- Directive: Copy each line below that includes "styles".

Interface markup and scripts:

====

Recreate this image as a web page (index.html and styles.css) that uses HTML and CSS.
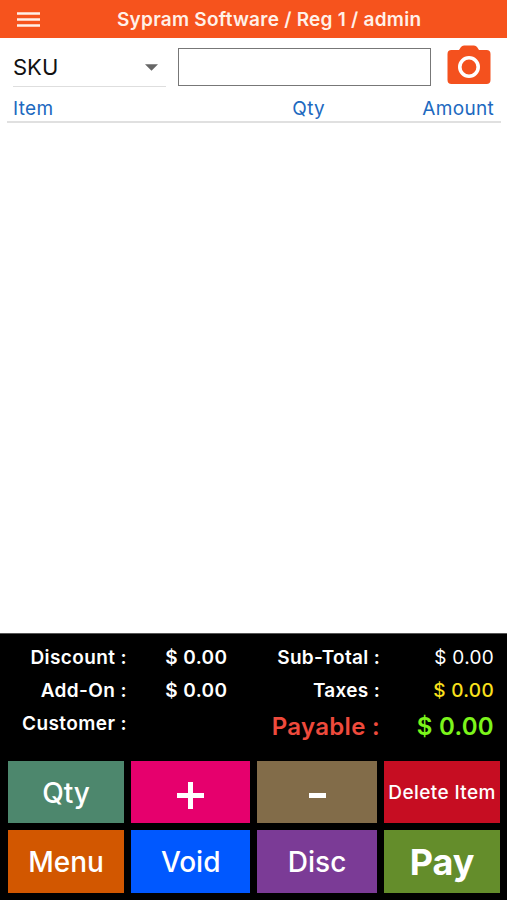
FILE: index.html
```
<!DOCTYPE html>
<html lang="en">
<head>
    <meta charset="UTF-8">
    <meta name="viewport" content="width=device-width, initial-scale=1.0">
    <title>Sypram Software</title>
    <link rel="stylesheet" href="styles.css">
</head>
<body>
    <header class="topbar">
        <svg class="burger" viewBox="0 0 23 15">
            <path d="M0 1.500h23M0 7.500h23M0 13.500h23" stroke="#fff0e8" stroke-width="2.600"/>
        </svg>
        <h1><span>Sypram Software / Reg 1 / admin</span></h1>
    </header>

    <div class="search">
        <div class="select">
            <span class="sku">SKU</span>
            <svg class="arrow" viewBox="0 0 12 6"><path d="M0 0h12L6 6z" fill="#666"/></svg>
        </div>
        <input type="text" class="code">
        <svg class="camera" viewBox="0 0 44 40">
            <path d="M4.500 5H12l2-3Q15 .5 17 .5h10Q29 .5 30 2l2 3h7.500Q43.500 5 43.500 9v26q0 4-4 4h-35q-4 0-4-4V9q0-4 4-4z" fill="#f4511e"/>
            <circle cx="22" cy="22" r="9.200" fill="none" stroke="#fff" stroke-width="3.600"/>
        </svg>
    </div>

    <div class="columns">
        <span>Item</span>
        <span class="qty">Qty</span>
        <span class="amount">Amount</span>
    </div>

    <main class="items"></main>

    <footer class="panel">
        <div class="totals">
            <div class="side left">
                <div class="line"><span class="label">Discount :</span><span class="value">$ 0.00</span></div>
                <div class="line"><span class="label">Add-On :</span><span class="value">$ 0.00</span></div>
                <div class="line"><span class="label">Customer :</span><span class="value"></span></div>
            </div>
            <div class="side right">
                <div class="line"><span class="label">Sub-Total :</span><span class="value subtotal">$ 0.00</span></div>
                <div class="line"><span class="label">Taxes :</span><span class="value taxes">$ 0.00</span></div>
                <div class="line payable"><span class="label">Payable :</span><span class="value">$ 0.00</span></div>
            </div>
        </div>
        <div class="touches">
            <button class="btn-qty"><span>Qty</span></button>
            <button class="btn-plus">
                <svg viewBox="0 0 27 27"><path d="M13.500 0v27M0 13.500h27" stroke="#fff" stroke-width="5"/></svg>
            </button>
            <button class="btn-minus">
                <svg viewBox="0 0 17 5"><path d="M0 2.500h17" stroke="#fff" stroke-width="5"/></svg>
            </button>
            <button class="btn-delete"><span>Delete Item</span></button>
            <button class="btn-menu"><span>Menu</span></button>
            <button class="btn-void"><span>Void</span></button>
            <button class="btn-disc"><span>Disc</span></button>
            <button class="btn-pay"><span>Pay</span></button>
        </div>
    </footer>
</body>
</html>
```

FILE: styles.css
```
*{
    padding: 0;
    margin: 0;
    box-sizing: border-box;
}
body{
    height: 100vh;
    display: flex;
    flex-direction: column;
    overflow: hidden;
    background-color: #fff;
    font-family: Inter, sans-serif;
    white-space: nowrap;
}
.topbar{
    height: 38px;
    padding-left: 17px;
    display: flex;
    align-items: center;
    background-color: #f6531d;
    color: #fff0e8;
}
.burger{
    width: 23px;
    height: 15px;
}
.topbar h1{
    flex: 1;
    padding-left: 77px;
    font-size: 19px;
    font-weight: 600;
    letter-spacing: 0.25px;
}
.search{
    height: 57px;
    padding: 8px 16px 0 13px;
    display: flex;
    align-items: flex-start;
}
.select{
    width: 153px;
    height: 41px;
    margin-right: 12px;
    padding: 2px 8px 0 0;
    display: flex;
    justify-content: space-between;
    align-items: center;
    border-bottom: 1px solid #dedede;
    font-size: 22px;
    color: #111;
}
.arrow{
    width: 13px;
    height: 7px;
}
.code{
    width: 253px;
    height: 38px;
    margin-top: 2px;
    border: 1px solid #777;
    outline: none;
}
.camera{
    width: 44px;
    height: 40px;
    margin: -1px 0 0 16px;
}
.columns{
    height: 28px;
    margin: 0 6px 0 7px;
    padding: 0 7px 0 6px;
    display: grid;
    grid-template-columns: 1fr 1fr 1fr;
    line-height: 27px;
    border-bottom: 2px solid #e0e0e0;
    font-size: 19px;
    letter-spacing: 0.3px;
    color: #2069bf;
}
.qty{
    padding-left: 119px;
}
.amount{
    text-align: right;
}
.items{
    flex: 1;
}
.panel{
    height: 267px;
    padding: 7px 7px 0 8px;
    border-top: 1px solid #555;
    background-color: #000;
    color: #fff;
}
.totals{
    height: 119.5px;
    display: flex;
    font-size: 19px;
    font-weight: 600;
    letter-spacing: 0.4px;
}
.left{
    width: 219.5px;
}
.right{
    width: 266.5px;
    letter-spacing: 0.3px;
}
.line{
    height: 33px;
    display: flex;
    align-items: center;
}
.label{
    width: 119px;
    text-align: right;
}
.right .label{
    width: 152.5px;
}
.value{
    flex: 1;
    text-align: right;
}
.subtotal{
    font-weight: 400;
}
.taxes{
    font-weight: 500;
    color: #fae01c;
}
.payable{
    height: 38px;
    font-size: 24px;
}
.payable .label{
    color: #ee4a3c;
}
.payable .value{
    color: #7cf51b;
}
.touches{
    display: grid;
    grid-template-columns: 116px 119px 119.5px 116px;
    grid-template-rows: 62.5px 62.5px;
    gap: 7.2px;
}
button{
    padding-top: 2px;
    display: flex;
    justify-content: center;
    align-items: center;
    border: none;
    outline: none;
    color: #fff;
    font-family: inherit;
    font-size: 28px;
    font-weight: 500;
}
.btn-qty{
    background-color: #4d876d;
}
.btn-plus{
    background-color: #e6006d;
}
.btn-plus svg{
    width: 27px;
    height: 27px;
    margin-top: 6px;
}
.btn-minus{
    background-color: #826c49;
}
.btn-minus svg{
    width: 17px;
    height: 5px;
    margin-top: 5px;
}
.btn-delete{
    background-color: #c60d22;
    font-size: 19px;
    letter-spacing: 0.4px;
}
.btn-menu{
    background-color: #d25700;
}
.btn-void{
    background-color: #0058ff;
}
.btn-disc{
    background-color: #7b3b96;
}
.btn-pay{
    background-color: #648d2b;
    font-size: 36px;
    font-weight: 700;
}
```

====

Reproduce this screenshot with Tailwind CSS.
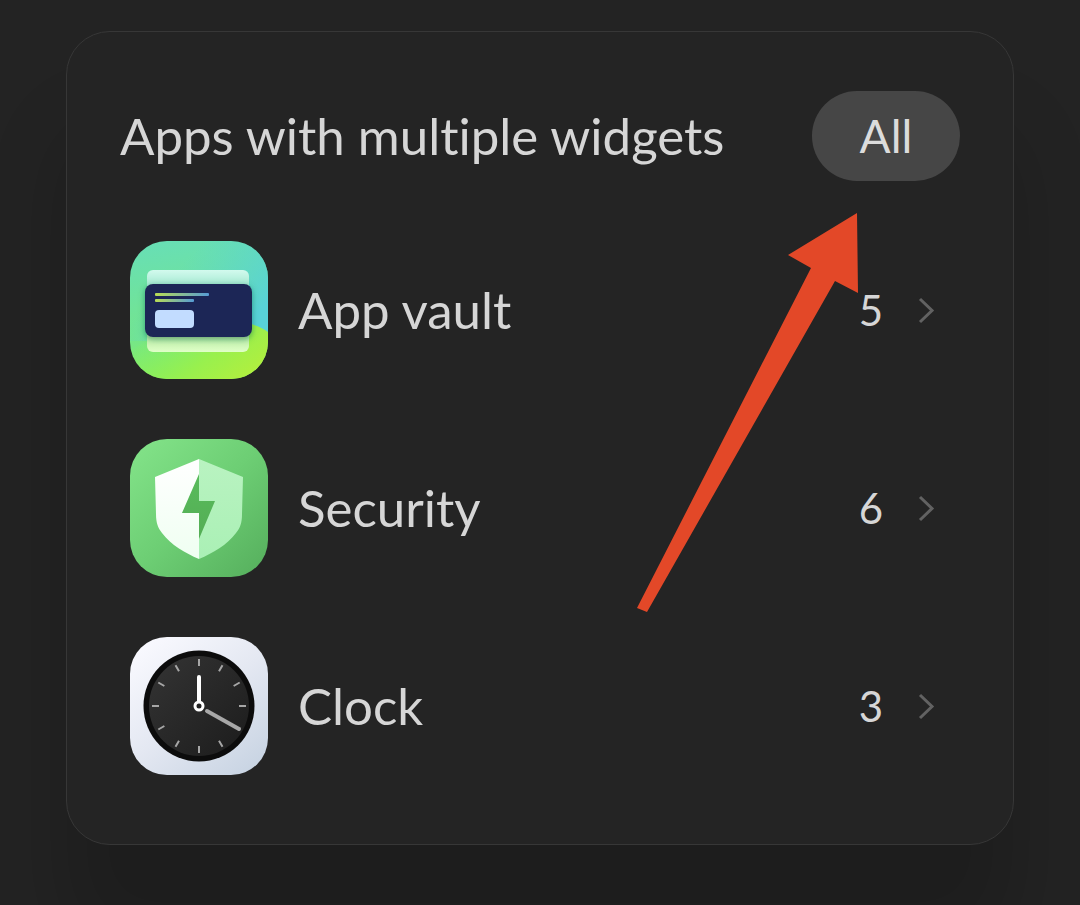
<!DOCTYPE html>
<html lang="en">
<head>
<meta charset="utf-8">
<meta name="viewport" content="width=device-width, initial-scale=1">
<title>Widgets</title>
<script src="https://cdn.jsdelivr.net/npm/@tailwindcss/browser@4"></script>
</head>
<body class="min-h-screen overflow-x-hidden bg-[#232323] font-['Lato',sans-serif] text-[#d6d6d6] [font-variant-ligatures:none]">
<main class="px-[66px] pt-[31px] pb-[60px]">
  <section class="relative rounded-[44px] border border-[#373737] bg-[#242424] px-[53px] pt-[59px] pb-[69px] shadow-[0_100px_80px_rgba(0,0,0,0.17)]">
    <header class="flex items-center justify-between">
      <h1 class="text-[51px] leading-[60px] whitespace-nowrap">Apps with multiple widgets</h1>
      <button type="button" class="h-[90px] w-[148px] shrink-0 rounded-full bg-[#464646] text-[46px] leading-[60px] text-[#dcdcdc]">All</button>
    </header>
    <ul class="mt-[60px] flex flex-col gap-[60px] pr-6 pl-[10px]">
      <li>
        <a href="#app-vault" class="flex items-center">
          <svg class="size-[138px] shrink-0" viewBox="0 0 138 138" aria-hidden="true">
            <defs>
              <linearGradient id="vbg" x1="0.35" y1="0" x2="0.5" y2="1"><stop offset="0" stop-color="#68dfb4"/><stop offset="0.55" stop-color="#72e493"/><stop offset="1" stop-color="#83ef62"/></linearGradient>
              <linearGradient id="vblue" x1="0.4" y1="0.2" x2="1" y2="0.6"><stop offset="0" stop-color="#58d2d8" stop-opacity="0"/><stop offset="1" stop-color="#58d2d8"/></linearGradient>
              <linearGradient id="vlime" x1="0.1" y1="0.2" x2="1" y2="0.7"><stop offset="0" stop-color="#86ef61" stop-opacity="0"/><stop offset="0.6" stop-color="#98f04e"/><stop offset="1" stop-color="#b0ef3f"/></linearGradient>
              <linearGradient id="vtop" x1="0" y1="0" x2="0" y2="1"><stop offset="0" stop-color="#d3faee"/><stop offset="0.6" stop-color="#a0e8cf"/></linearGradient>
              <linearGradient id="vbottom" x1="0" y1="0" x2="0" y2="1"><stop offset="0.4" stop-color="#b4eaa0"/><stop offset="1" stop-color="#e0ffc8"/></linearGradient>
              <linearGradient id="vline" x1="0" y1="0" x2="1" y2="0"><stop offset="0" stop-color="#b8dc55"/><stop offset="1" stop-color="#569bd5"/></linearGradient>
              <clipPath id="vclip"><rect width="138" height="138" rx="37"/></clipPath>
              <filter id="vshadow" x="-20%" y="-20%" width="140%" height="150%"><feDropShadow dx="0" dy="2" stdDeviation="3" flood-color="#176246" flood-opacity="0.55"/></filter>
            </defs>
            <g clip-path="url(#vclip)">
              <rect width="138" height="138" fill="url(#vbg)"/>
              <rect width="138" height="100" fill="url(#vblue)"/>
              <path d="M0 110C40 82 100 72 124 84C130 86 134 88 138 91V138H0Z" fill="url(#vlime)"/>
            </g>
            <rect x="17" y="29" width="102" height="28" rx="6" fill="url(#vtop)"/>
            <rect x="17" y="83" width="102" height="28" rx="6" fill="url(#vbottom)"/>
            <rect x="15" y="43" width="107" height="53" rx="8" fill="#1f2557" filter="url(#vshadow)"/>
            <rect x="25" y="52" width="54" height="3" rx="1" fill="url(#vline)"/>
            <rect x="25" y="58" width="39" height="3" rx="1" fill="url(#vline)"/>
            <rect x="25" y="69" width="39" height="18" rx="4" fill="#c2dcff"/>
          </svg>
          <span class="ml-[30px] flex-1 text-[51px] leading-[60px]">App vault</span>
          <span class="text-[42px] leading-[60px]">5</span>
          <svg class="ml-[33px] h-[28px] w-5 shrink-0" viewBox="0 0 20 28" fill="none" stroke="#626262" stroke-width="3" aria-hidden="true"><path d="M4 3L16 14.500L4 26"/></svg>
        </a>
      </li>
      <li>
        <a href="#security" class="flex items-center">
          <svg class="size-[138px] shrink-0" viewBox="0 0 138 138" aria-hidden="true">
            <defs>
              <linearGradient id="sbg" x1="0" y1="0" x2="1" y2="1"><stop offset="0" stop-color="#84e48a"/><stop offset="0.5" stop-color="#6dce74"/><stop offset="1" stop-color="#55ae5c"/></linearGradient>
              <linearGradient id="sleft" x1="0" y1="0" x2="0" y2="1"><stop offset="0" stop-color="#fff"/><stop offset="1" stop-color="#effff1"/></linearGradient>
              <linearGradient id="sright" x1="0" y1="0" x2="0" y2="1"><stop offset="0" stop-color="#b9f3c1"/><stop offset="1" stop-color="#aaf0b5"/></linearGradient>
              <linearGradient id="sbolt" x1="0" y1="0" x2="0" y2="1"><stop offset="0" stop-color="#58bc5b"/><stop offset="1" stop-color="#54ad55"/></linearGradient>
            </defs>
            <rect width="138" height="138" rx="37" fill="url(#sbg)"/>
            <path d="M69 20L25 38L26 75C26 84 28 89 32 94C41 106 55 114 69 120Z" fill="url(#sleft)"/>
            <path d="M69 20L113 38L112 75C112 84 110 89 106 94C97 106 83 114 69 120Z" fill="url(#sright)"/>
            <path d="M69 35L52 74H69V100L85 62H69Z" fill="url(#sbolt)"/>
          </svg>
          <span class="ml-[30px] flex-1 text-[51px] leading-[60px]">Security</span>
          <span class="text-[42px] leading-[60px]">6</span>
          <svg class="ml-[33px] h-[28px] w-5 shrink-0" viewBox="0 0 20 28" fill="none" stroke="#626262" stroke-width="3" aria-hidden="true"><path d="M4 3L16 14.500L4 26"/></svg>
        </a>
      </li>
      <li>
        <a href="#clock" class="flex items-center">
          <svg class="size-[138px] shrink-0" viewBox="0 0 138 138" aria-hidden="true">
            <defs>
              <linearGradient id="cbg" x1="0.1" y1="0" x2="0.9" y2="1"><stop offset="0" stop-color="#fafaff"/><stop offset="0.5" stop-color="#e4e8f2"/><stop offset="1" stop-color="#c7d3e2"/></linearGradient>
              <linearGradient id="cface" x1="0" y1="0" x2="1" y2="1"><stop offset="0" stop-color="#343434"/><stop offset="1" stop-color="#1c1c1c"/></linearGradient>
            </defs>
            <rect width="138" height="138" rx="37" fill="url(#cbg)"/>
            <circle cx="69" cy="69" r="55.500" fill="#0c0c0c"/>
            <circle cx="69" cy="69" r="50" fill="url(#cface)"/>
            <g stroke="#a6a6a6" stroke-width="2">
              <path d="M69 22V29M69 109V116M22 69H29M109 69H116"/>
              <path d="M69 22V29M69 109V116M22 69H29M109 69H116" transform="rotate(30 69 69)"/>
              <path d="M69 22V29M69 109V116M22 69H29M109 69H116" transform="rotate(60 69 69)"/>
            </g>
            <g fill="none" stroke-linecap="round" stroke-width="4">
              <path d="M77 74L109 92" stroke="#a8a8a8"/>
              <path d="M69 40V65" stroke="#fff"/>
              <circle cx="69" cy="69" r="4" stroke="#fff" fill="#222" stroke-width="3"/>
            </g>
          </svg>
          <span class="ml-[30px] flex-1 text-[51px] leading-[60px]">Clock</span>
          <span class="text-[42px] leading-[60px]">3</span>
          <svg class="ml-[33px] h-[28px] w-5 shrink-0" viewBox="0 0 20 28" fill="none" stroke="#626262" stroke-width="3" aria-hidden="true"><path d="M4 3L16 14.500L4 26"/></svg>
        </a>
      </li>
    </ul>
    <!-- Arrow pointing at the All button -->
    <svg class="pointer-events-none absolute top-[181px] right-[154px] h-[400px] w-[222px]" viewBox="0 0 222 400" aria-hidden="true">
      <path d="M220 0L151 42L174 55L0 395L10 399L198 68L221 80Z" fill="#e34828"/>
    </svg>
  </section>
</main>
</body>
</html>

====

- Answer to the exercise:
Recreate this image as a web page (index.html and styles.css) that uses HTML and CSS.
    <link rel="stylesheet" href="styles.css">
FILE: styles.css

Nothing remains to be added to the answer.